Mark discovered old artifacts that gave a look into his father's work, including two detailed manuals with blueprints on the Saturn V.

Posted: Jul 21, 2019 7:47 PM
Updated: Jul 22, 2019 10:38 AM

A Huntsville man discovered Apollo history while going through his father's old belongings: assembly instructions for the Saturn V, which carried man to the moon and was developed right here in Huntsville.

Like any driver, Mark Chesteen turns on the radio in the car. As he listened to a local radio show, he couldn't help but smile.

"Some guy called into the show and said, we could never build the Saturn V rocket again because they've lost all the paperwork and plans and stuff. I said guess again, because I've got them right here," Chesteen said. 
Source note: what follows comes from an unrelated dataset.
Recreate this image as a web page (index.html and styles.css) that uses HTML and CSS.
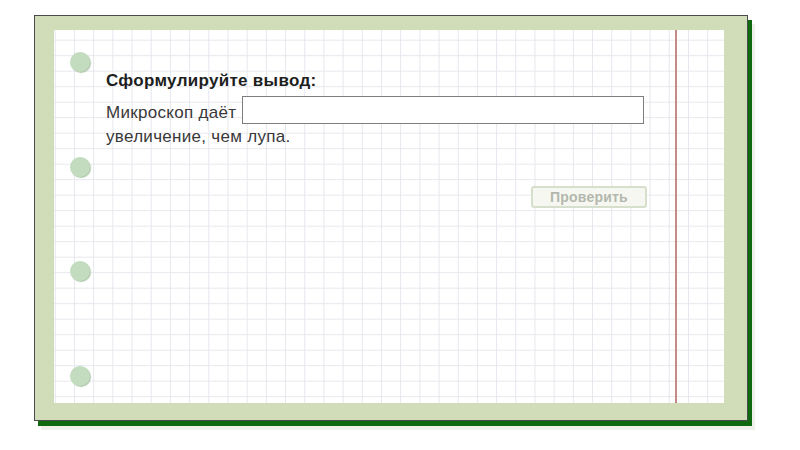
FILE: index.html
```html
<!DOCTYPE html>
<html lang="ru">
<head>
    <meta charset="UTF-8">
    <title>Сформулируйте вывод</title>
    <link rel="stylesheet" href="styles.css">
</head>
<body>
    <div class="sheet">
        <div class="paper">
            <div class="holes">
                <span class="hole"></span>
                <span class="hole"></span>
                <span class="hole"></span>
                <span class="hole"></span>
            </div>
            <div class="task">
                <h1 class="task-title">Сформулируйте вывод:</h1>
                <div class="answer-row">
                    <span class="answer-text">Микроскоп даёт</span>
                    <input type="text" class="answer-input">
                </div>
                <p class="answer-tail">увеличение, чем лупа.</p>
                <button class="check-btn" disabled>Проверить</button>
            </div>
        </div>
    </div>
</body>
</html>
```

FILE: styles.css
```css
html, body {
    min-height: 450px;
}
body {
    margin: 0;
    padding-top: 15px;
    box-sizing: border-box;
    background: #fff;
    font-family: "Liberation Sans", Arial, sans-serif;
}
.sheet {
    box-sizing: border-box;
    width: 714px;
    height: 406px;
    margin-left: 34px;
    padding: 14px 23px 17px 19px;
    background: #d1ddb9;
    border: 1px solid #4a4a4a;
    box-shadow: 4px 5px 0 #0f6a0f, 7px 9px 0 #eef1ea;
}
.paper {
    display: flex;
    height: 100%;
    background-color: #fff;
    background-image:
        linear-gradient(to right, #e6e6ee 1px, transparent 1px),
        linear-gradient(to bottom, #e7e7ef 1px, transparent 1px);
    background-size: 19.2px 15.5px;
    background-position: 0.8px 9.7px;
}
.holes {
    flex: 0 0 52px;
    display: flex;
    flex-direction: column;
    gap: 84.5px;
    padding-top: 22px;
}
.hole {
    display: block;
    width: 20px;
    height: 20px;
    margin-left: 16px;
    border-radius: 50%;
    background: #c3dbbf;
    box-shadow: 1px 1px 1px #b0c7ab;
}
.task {
    flex: 0 0 569px;
    display: flex;
    flex-direction: column;
    border-right: 2px solid #c48a8a;
    padding-top: 41px;
}
.task-title {
    margin: 0;
    font-size: 17px;
    letter-spacing: 0.3px;
    line-height: 20px;
    font-weight: bold;
    color: #1e1e1e;
}
.answer-row {
    display: flex;
    align-items: flex-end;
    gap: 6px;
    margin-top: 5px;
}
.answer-text,
.answer-tail {
    font-size: 17px;
    letter-spacing: 0.3px;
    line-height: 20px;
    color: #383838;
}
.answer-text {
    margin-bottom: 1px;
}
.answer-input {
    box-sizing: border-box;
    flex: 0 0 402px;
    height: 28px;
    margin: 0;
    border: 1px solid #7d7d7d;
    background: #fff;
}
.answer-tail {
    margin: 3px 0 0;
}
.check-btn {
    align-self: flex-end;
    box-sizing: border-box;
    width: 116px;
    height: 22px;
    margin: 39px 28px 0 0;
    padding: 0;
    background: #f5f7f0;
    border: 2px solid #d6dfcb;
    border-radius: 3px;
    font-family: "Liberation Sans", Arial, sans-serif;
    font-size: 14px;
    letter-spacing: 0.2px;
    font-weight: bold;
    color: #b4b7ae;
}
```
In the late 1950's, Chesteen's father, James, worked with NASA before it was even formed. He was part of Wernher Von Braun's group, called the Army Ballistic Missile Agency at Redstone Arsenal. The group ultimately transferred to NASA's Marshall Space Flight Center in 1960, where James Chesteen played a big role in developing spacecrafts. Yet, the family never knew much. 
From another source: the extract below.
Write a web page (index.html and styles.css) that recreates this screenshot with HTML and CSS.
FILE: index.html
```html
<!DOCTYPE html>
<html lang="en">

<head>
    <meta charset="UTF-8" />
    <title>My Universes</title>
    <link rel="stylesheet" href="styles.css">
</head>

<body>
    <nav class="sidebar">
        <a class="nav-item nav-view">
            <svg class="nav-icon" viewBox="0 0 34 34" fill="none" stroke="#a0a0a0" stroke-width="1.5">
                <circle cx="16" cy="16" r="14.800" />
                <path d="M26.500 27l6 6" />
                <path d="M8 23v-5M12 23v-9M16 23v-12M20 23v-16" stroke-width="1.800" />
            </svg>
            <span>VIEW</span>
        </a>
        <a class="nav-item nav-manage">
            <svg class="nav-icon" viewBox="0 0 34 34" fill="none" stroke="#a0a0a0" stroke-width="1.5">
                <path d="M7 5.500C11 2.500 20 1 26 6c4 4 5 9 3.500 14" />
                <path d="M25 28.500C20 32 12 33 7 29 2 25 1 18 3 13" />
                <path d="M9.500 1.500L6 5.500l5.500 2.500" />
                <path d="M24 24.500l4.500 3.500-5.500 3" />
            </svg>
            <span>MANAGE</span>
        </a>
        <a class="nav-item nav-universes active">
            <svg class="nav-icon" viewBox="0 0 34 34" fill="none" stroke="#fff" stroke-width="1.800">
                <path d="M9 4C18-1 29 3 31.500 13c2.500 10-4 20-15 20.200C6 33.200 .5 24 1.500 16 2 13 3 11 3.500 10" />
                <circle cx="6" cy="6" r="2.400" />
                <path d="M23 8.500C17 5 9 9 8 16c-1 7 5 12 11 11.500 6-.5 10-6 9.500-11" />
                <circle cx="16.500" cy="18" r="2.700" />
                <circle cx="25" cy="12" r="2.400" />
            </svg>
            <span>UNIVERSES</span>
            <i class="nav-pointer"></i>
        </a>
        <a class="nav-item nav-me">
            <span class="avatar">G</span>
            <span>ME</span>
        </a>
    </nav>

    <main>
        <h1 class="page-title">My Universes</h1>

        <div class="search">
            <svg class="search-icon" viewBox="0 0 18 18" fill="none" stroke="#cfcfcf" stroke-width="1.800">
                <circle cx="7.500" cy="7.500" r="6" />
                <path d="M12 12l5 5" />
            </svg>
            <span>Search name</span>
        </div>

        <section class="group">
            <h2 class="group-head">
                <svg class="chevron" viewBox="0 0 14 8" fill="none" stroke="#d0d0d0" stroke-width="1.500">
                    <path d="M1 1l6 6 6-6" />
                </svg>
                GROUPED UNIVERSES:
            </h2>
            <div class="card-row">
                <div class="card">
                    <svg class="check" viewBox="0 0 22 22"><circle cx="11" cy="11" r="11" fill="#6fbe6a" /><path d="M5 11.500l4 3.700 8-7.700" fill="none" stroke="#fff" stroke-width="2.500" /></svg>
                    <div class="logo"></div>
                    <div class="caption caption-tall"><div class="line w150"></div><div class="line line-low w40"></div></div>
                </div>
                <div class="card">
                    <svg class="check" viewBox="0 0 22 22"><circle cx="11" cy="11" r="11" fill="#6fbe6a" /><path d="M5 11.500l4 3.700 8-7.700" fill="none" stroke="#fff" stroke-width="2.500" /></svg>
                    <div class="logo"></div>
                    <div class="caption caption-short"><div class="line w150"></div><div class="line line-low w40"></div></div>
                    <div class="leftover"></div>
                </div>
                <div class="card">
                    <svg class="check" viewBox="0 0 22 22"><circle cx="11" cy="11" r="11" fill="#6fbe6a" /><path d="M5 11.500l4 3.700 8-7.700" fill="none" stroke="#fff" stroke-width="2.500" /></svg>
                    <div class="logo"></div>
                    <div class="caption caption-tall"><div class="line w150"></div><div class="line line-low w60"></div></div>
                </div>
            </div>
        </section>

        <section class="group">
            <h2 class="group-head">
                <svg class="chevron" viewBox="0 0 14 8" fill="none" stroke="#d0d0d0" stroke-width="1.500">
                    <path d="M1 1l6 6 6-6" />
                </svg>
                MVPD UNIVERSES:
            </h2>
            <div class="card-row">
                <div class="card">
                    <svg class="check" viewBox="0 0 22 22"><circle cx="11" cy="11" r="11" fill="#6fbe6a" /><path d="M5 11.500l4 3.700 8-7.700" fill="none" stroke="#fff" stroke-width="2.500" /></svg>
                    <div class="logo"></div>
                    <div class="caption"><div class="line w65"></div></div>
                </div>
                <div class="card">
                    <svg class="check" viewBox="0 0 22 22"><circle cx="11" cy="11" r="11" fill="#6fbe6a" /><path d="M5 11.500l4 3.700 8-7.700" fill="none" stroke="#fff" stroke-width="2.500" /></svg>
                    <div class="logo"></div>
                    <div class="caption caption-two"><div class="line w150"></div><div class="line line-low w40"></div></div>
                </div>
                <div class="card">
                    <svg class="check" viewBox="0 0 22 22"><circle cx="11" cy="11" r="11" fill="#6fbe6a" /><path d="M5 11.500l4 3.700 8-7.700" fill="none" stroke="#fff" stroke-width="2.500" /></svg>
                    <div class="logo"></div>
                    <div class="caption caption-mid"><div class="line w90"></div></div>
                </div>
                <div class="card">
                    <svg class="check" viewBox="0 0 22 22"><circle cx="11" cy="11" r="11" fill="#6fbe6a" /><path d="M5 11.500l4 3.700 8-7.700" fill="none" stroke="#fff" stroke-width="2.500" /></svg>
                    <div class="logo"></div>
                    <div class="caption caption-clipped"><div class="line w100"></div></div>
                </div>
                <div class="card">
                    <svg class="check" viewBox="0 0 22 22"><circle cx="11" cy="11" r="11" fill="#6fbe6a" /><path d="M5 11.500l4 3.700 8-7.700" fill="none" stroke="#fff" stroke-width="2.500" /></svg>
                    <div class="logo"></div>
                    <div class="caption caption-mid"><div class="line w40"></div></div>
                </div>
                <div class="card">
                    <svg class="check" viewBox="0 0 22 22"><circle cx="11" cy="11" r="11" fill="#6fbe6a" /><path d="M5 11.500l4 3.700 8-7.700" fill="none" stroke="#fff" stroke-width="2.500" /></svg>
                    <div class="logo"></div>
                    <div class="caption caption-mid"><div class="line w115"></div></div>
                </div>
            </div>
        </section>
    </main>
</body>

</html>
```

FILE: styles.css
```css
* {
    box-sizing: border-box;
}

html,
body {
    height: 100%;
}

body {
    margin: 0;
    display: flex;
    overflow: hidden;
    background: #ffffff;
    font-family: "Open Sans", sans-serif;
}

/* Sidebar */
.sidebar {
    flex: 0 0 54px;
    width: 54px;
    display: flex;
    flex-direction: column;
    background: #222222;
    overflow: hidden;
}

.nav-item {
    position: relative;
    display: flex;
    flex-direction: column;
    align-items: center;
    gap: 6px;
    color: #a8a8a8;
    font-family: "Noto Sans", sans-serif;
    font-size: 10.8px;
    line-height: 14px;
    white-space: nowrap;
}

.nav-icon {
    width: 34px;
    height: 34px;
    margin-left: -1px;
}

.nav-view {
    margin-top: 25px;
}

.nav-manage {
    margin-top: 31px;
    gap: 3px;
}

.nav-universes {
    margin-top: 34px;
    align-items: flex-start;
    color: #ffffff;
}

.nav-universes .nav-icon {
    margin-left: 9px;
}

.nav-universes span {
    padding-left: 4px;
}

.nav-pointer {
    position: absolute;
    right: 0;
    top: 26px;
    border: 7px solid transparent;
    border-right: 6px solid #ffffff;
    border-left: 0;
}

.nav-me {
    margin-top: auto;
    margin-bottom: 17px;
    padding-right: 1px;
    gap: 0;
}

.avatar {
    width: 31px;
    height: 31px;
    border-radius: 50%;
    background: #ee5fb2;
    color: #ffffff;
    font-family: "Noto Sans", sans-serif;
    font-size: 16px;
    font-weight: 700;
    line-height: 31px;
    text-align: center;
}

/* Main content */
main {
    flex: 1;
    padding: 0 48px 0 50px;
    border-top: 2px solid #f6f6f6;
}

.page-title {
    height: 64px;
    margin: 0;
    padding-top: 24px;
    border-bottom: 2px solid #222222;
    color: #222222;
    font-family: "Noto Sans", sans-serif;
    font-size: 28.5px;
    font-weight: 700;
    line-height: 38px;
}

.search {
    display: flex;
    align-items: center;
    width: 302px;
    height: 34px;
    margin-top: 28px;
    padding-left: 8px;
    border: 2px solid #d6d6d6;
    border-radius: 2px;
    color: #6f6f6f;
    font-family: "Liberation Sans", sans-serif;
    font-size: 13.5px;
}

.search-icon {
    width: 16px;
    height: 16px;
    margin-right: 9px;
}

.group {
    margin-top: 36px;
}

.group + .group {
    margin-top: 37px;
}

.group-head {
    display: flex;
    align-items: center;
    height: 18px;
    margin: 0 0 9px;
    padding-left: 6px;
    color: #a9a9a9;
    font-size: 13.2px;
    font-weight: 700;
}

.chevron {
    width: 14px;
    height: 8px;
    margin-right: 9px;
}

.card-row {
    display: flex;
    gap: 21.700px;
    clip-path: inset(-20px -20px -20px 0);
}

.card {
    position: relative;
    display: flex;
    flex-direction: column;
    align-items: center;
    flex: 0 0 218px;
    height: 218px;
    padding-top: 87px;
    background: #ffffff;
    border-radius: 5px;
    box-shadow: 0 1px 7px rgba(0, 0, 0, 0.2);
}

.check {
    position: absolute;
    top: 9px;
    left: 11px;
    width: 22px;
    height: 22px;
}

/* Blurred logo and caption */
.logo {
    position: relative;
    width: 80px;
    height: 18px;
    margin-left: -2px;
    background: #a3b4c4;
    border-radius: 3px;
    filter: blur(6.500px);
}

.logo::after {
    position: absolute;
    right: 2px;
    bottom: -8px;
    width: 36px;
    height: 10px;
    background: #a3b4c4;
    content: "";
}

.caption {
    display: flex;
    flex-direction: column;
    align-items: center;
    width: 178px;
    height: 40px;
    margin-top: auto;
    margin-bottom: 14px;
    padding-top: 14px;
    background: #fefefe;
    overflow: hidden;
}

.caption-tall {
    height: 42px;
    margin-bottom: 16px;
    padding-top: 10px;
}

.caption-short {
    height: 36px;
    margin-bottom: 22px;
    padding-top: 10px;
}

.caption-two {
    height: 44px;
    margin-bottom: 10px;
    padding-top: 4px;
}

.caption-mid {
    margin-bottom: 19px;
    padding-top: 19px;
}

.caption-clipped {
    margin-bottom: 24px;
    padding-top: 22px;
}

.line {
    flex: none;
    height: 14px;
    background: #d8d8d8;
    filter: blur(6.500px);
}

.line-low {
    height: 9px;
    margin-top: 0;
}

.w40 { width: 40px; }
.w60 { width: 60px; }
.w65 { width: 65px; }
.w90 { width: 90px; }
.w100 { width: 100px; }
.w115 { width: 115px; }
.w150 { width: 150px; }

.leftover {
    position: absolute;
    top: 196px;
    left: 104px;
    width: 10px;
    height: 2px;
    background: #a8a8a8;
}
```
"Dad would never talk about work and never brought a piece of paper home, never brought anything," Chesteen said. "I just thought he got up and went to work everyday at five in the morning."

After James Chesteen passed away in 2009, Mark discovered old artifacts that gave a look into his father's work. The most important things were two detailed manuals, with pictures and blueprints on how to construct the booster for the Saturn V.

Mark says his father worked in three different labs at the Marshall Space Flight Center under Von Braun. To him, the house shaking from rocket launch testing wasn't anything out of the ordinary.

"[There were] big, thick, plate glass windows in the front of the house and the back of the house, and when they'd light those things up, [the house] would start shaking and they felt like they were going to jump out of the frames," Chesteen said.

Mark says his father described Von Braun as a quiet man. As a 10 year old, Mark met the famous rocket scientist at a Redstone Arsenal picnic.

"I just remember him being a snappy dresser, he was always well dressed, always had a nice car," Chesteen recalled.

Von Braun gave numerous awards to James, thanking him for his contributions to a number of projects, including the Saturn V. Mark remembers sitting on the beach of Cape Canaveral and says the 50th anniversary of the Apollo 11 launch brings him back to that day.

"They got presented with a challenge by President Kennedy, let's get to the moon in this decade, and they got it and made it happen," Chesteen said.

He plans to keep the manuals and awards his father left behind in the family, with hopes of keeping the history alive.

I'm just worried all this history is going to go away and nobody is going to know the whole story of what actually went on out there," Chesteen said.

Chesteen says his father was an engineer for the Apollo program, but is still working to learn the exact role he played in putting boots on the moon.